His device is to invent a loyal and trusted secretary to Parnell – the narrator James Harrison – who has intimate access and can relay the story from inside the Parnell tent. It is a device that works because of the success of the author in two respects: establishing an effective atmosphere and remaining consistent in tone.

Though Cregan does not have the literary style of a Plunkett, he has produced a page turner which keeps the reader gripped, from the pathetic, stumbling start to Parnell's career – when he first presented himself as a parliamentary candidate in 1874 and could not string two sentences together – to his untimely death in a house in Brighton in 1891 from mental and physical exhaustion aged 46. It is a moving story and is told with verve and much sympathy, as Harrison remains loyal to the end, though not without disillusionment.

Although occasionally succumbing to melodrama, embellishment and purple and clunky prose, Cregan is strong in recreating the drama, intrigue and incestuousness of the House of Commons, which was central to Parnell's mission to force the introduction of land reform and Irish Home Rule through the use of parliamentary obstruction, iron discipline in leading a centralised party political machine – the Irish Parliamentary Party – and forcing concessions from the British political establishment by holding the balance of power in the mid-1880s.

Cregan introduces a whole range of characters – rogues, sycophants, idealists and charlatans – who were centrally involved, none more effectively drawn than Joseph Biggar, the aggressive, blunt but charming Belfast merchant and nationalist MP who assisted Parnell in his early parliamentary displays of defiance. Biggar was "as he said many times, answerable only to his mistress, his constituents and God – in roughly that order, and depending on the circumstances".

While Cregan exaggerates aspects of Parnell – he hams up his anti-landlord, anti-English sentiments and maintains unconvincingly that he "had become the most infamous, the most notorious, the most hated man in England" and had during his land agitation "the cold savage fury of a revolutionary" – he is good at articulating, through Harrison, the central dilemma of Parnell: "I can't do everything," he tells Michael Davitt, the land reform campaigner over dinner, "I can't be in Westminster and also in the west."

Parnell did try to do everything for a time, and Cregan underlines the sheer physical effort involved in the constant travelling in bad weather, by sea, road and rail, between England and Ireland, that inevitably took its toll.

There are also passages that underline Parnell's growing arrogance: "Never explain and never apologise.
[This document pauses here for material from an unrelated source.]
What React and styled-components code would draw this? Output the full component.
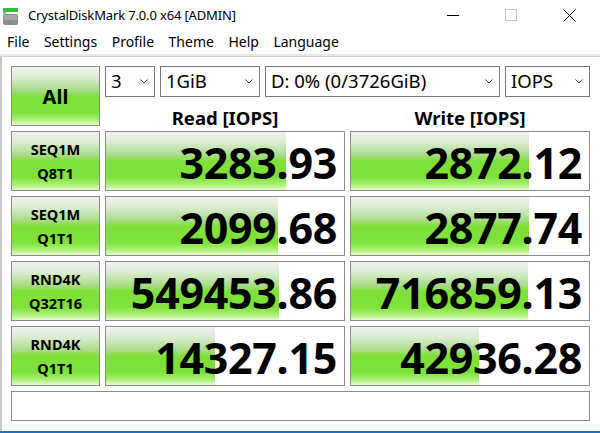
import React from "react";
import styled, { createGlobalStyle } from "styled-components";

const GlobalStyle = createGlobalStyle`
  html, body {
    margin: 0;
    padding: 0;
    background: #ffffff;
  }
  body {
    font-family: "Noto Sans", "Liberation Sans", sans-serif;
    color: #000;
  }
`;

const results = [
  { l1: "SEQ1M", l2: "Q8T1", read: "3283.93", rFill: 180, write: "2872.12", wFill: 178 },
  { l1: "SEQ1M", l2: "Q1T1", read: "2099.68", rFill: 172, write: "2877.74", wFill: 178 },
  { l1: "RND4K", l2: "Q32T16", read: "549453.86", rFill: 173, write: "716859.13", wFill: 177 },
  { l1: "RND4K", l2: "Q1T1", read: "14327.15", rFill: 109, write: "42936.28", wFill: 128 },
];

const menus = ["File", "Settings", "Profile", "Theme", "Help", "Language"];

const greenGradient = `linear-gradient(
  to bottom,
  #f1f3f0 0%,
  #d9ecd0 18%,
  #a9dc88 40%,
  #7fe03a 50%,
  #7ce238 78%,
  #a8ef72 90%,
  #e4fdcc 100%
)`;

const Chevron = () => (
  <svg width="8" height="5" viewBox="0 0 8 5">
    <polyline points="0.5,0.5 4,4 7.5,0.5" fill="none" stroke="#444" strokeWidth="1" />
  </svg>
);

const AppIcon = () => (
  <svg width="16" height="19" viewBox="0 0 16 19">
    <rect x="0" y="0" width="15" height="4" fill="#2fbf3a" />
    <rect x="0" y="4" width="3" height="2" fill="#6fd96f" />
    <rect x="0" y="6" width="15" height="11" rx="2" fill="#8c8c8c" />
    <rect x="1" y="7" width="13" height="5" fill="#a8a8a8" />
    <rect x="10" y="13" width="3" height="2" fill="#3bd23b" />
  </svg>
);

const App = () => {
  return (
    <>
      <GlobalStyle />
      <Window>
        <TitleBar>
          <TitleIcon>
            <AppIcon />
          </TitleIcon>
          <TitleText>CrystalDiskMark 7.0.0 x64 [ADMIN]</TitleText>
          <WinControls>
            <WinButton>
              <svg width="12" height="12" viewBox="0 0 12 12">
                <line x1="0" y1="6.5" x2="12" y2="6.5" stroke="#000" strokeWidth="1" />
              </svg>
            </WinButton>
            <WinButton>
              <svg width="12" height="12" viewBox="0 0 12 12">
                <rect x="0.5" y="0.5" width="11" height="11" fill="none" stroke="#c4c4c4" strokeWidth="1" />
              </svg>
            </WinButton>
            <WinButton>
              <svg width="13" height="13" viewBox="0 0 13 13">
                <line x1="0.5" y1="0.5" x2="12.5" y2="12.5" stroke="#000" strokeWidth="1" />
                <line x1="12.5" y1="0.5" x2="0.5" y2="12.5" stroke="#000" strokeWidth="1" />
              </svg>
            </WinButton>
          </WinControls>
        </TitleBar>

        <MenuBar>
          {menus.map((m) => (
            <MenuItem key={m}>{m}</MenuItem>
          ))}
        </MenuBar>

        <Body>
          <Top>
            <AllButton>All</AllButton>
            <TopRight>
              <Controls>
                <Select $w={50}>
                  <span>3</span>
                  <Chevron />
                </Select>
                <Select $w={100}>
                  <span>1GiB</span>
                  <Chevron />
                </Select>
                <Select $w={235}>
                  <span>D: 0% (0/3726GiB)</span>
                  <Chevron />
                </Select>
                <Select $w={85}>
                  <span>IOPS</span>
                  <Chevron />
                </Select>
              </Controls>
              <Headers>
                <Header>Read [IOPS]</Header>
                <Header>Write [IOPS]</Header>
              </Headers>
            </TopRight>
          </Top>

          <Rows>
            {results.map((r, i) => (
              <Row key={i}>
                <TestLabel>
                  <span>{r.l1}</span>
                  <span>{r.l2}</span>
                </TestLabel>
                <ValueBox>
                  <Fill $w={r.rFill} />
                  <Value>{r.read}</Value>
                </ValueBox>
                <ValueBox>
                  <Fill $w={r.wFill} />
                  <Value>{r.write}</Value>
                </ValueBox>
              </Row>
            ))}
          </Rows>

          <Status />
        </Body>
        <TaskEdge />
      </Window>
    </>
  );
};

export default App;

const Window = styled.div`
  width: 600px;
  height: 433px;
  display: flex;
  flex-direction: column;
  overflow: hidden;
  background: #fff;
`;

const TitleBar = styled.div`
  height: 30px;
  display: flex;
  align-items: center;
  flex-shrink: 0;
`;

const TitleIcon = styled.div`
  width: 16px;
  height: 19px;
  margin: 4px 9px 0 3px;
  display: flex;
`;

const TitleText = styled.div`
  font-size: 13px;
  line-height: 20px;
  letter-spacing: -0.15px;
  flex: 1;
`;

const WinControls = styled.div`
  display: flex;
  height: 30px;
  padding-right: 2px;
`;

const WinButton = styled.div`
  width: 58px;
  height: 30px;
  display: flex;
  align-items: center;
  justify-content: center;
`;

const MenuBar = styled.div`
  height: 24px;
  display: flex;
  align-items: center;
  padding-left: 7px;
  border-bottom: 2px solid #e8e8e8;
  box-shadow: 0 1px 0 #d0d0d0;
  flex-shrink: 0;
`;

const MenuItem = styled.div`
  font-size: 14px;
  line-height: 20px;
  margin-right: 14.5px;
`;

const Body = styled.div`
  flex: 1;
  margin-top: 1px;
  border-left: 2px solid #c8c8c8;
  padding: 9px 10px 0 9px;
  display: flex;
  flex-direction: column;
`;

const Top = styled.div`
  display: flex;
  gap: 5px;
  height: 60px;
`;

const AllButton = styled.div`
  width: 89px;
  height: 60px;
  box-sizing: border-box;
  border: 1px solid #8a8a8a;
  background: ${greenGradient};
  display: flex;
  align-items: center;
  justify-content: center;
  font-weight: 700;
  font-size: 20px;
`;

const TopRight = styled.div`
  width: 485px;
  display: flex;
  flex-direction: column;
`;

const Controls = styled.div`
  display: flex;
  gap: 5px;
  height: 31px;
`;

const Select = styled.div`
  width: ${(p) => p.$w}px;
  height: 31px;
  box-sizing: border-box;
  border: 1px solid #7a7a7a;
  background: #fff;
  display: flex;
  align-items: center;
  justify-content: space-between;
  padding: 0 6px 0 5px;
  font-size: 18.5px;
  line-height: 24px;
  span {
    margin-top: -1px;
  }
`;

const Headers = styled.div`
  display: grid;
  grid-template-columns: 240px 240px;
  column-gap: 5px;
  height: 29px;
`;

const Header = styled.div`
  display: flex;
  align-items: flex-end;
  justify-content: center;
  font-weight: 700;
  font-size: 18.5px;
  line-height: 22px;
  margin-bottom: -3px;
`;

const Rows = styled.div`
  display: flex;
  flex-direction: column;
  gap: 5px;
  margin-top: 5px;
`;

const Row = styled.div`
  display: grid;
  grid-template-columns: 89px 240px 240px;
  column-gap: 5px;
  height: 60px;
`;

const TestLabel = styled.div`
  box-sizing: border-box;
  border: 1px solid #8a8a8a;
  background: ${greenGradient};
  display: flex;
  flex-direction: column;
  align-items: center;
  justify-content: center;
  font-weight: 700;
  font-size: 14.5px;
  line-height: 24px;
`;

const ValueBox = styled.div`
  position: relative;
  box-sizing: border-box;
  border: 1px solid #8c8c8c;
  background: #fff;
  display: flex;
  align-items: center;
  justify-content: flex-end;
  padding-right: 7px;
  overflow: hidden;
`;

const Fill = styled.div`
  position: absolute;
  left: 0;
  top: 0;
  bottom: 0;
  width: ${(p) => p.$w}px;
  background: ${greenGradient};
`;

const Value = styled.div`
  position: relative;
  font-weight: 700;
  font-size: 43px;
  line-height: 50px;
  margin-top: 3px;
  letter-spacing: -0.3px;
`;

const Status = styled.div`
  margin-top: 5px;
  height: 30px;
  width: 579px;
  box-sizing: border-box;
  border: 1px solid #8c8c8c;
  background: #fff;
`;

const TaskEdge = styled.div`
  height: 2px;
  background: #1a73c8;
  flex-shrink: 0;
`;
I could never keep my rabble together if I were not above the human weakness of apology". A period of imprisonment in Kilmainham was a defining event because of his forced separation from his married lover Katherine O'Shea and the death of their baby daughter during that period (in relation to the affair, as was typical with the Victorians, "everybody knew about it but no one ever wanted to talk about it").

Parnell became increasingly distant, consumed in his love affair, and while he may have savoured the triumph of the election of 86 Home Rule MPs, they became increasingly frustrated with him.
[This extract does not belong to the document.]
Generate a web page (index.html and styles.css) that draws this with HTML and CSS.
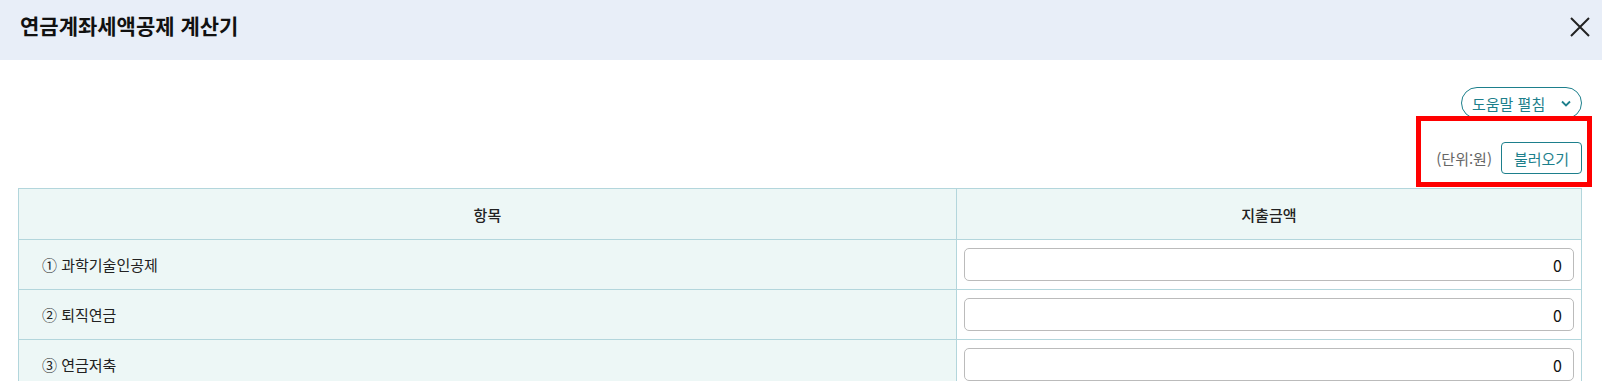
FILE: index.html
```html
<!DOCTYPE html>
<html lang="ko">
<head>
  <meta charset="UTF-8">
  <meta name="viewport" content="width=device-width, initial-scale=1.0">
  <title>연금계좌세액공제 계산기</title>
  <link rel="stylesheet" href="styles.css">
</head>
<body>
  <header class="modal-head">
    <h1>연금계좌세액공제 계산기</h1>
    <button type="button" class="close-btn" aria-label="닫기">
      <svg width="20" height="20" viewBox="0 0 20 20">
        <path d="M1 1 L19 19 M19 1 L1 19" stroke="#222" stroke-width="2" fill="none"/>
      </svg>
    </button>
  </header>

  <div class="modal-body">
    <div class="help-row">
      <button type="button" class="help-btn">
        도움말 펼침
        <svg width="10" height="7" viewBox="0 0 10 7">
          <path d="M1 1.5 L5 5.5 L9 1.5" stroke="#1d7f8c" stroke-width="1.8" fill="none"/>
        </svg>
      </button>
    </div>

    <div class="unit-row">
      <span class="unit">(단위:원)</span>
      <button type="button" class="load-btn">불러오기</button>
    </div>

    <table class="calc-table">
      <thead>
        <tr>
          <th class="col-item">항목</th>
          <th>지출금액</th>
        </tr>
      </thead>
      <tbody>
        <tr>
          <td class="item">① 과학기술인공제</td>
          <td class="amount"><input type="text" value="0"></td>
        </tr>
        <tr>
          <td class="item">② 퇴직연금</td>
          <td class="amount"><input type="text" value="0"></td>
        </tr>
        <tr>
          <td class="item">③ 연금저축</td>
          <td class="amount"><input type="text" value="0"></td>
        </tr>
      </tbody>
    </table>
  </div>

  <div class="highlight"></div>
</body>
</html>
```

FILE: styles.css
```css
body {
  margin: 0;
  font-family: "Noto Sans CJK KR", "Noto Sans", sans-serif;
  color: #222;
  background: #fff;
  overflow: hidden;
}
.modal-head {
  height: 60px;
  box-sizing: border-box;
  padding: 10px 12px 0 20px;
  background-color: #e8eef8;
  display: flex;
  align-items: flex-start;
  justify-content: space-between;
}
.modal-head h1 {
  margin: 0;
  font-size: 21px;
  line-height: 31px;
  font-weight: 700;
  color: #111;
}
.close-btn {
  margin-top: 7px;
  border: none;
  background: none;
  padding: 0;
  width: 20px;
  height: 20px;
  cursor: pointer;
}
.modal-body {
  padding: 27px 20px 0 18px;
}
.help-row {
  display: flex;
  justify-content: flex-end;
}
.help-btn {
  height: 32px;
  width: 121px;
  padding: 0 10px;
  border: 1px solid #1d7f8c;
  border-radius: 16px;
  background: #fff;
  color: #1d7f8c;
  font-family: inherit;
  font-size: 15px;
  display: flex;
  align-items: center;
  justify-content: space-between;
  cursor: pointer;
}
.unit-row {
  margin-top: 23px;
  display: flex;
  justify-content: flex-end;
  align-items: center;
  gap: 9px;
}
.unit {
  font-size: 15px;
  color: #666;
}
.load-btn {
  height: 32px;
  width: 81px;
  border: 1px solid #1d7f8c;
  border-radius: 4px;
  background: #fff;
  color: #1d7f8c;
  font-family: inherit;
  font-size: 15px;
  padding: 0;
  cursor: pointer;
}
.calc-table {
  margin-top: 14px;
  width: 100%;
  border-collapse: collapse;
  font-size: 15px;
}
.calc-table th,
.calc-table td {
  border: 1px solid #b3d6dc;
}
.calc-table th {
  height: 48px;
  background-color: #edf7f6;
  font-weight: 500;
  color: #222;
}
.col-item {
  width: 60%;
}
.calc-table td {
  height: 49px;
  padding: 0;
}
.item {
  background-color: #edf7f6;
  padding-left: 23px !important;
}
.amount {
  padding: 0 7px !important;
}
.amount input {
  display: block;
  width: 100%;
  height: 33px;
  box-sizing: border-box;
  border: 1px solid #bbb;
  border-radius: 5px;
  padding: 0 11px;
  text-align: right;
  font-family: inherit;
  font-size: 16px;
  color: #111;
}
.highlight {
  position: absolute;
  left: 1416px;
  top: 116px;
  width: 176px;
  height: 71px;
  box-sizing: border-box;
  border: 5px solid #ff0000;
}
```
There were also threats to his status and authority from outside and inevitably, numerous attempts to undermine him, most famously through forged letters published in The Times trying to link him to support for violence. He was vindicated in the most dramatic of ways after a special commission.

Cregan captures the essence of these trials and tribulations effectively without getting bogged down in too much detail.

But the greatest threat of all to Parnell's standing remained what drove him the most – "his sole resolution was to be free to marry Katherine". In pursuit of this, he had to deal with her despicable husband William O'Shea, also a party MP whose career Parnell facilitated. When things became unhinged and O'Shea sought a divorce citing adultery, which was uncontested, Parnell made the fatal mistake – or what Harrison descries as a "blatant confidence trick" – of trying to suggest it was just another political conspiracy to undermine him.

He became increasingly autocratic, unbalanced and intemperate and lost the support of the majority of his party by his refusal to resign, or, as he saw it, be dictated to by cowardly colleagues or a pious Liberal party, whose leader Gladstone also insisted he must go. He then received "a savage blow of the crozier" when the Catholic hierarchy stuck their knife into him. He was doomed, but kept on fighting a losing battle, speaking at drenched meetings to ever dwindling crowds, chain-smoking and acting like a man possessed. As one of those central to the anti-Parnell camp during the split, Justin McCarthy commented, "he would prefer to be broken and uprooted rather than bend to the prevailing winds".

Some might nit-pick about the extent to which Cregan sticks to the historical record, he does not engage with the issue of Parnell's relationship with the Fenians, the scenes of a tearful Parnell embracing his secretary are far-fetched given his character, and some of his contemporaries are afforded a centrality to Parnell's life they did not have in practice.

But this is a novel, and Cregan is entitled to employ his artistic licence. He tells the story very well, captures the triumphs, mistakes, humanity and tragedy convincingly, and the extent to which he became a polarising character because of his sheer dominance, occasional brilliance and strong sense of self. As the loyal Harrison records mournfully but with some pride, by the end, all the issues came down to "one irreducible element. Parnell".

Diarmaid Ferriter is professor of Modern Irish History at UCD.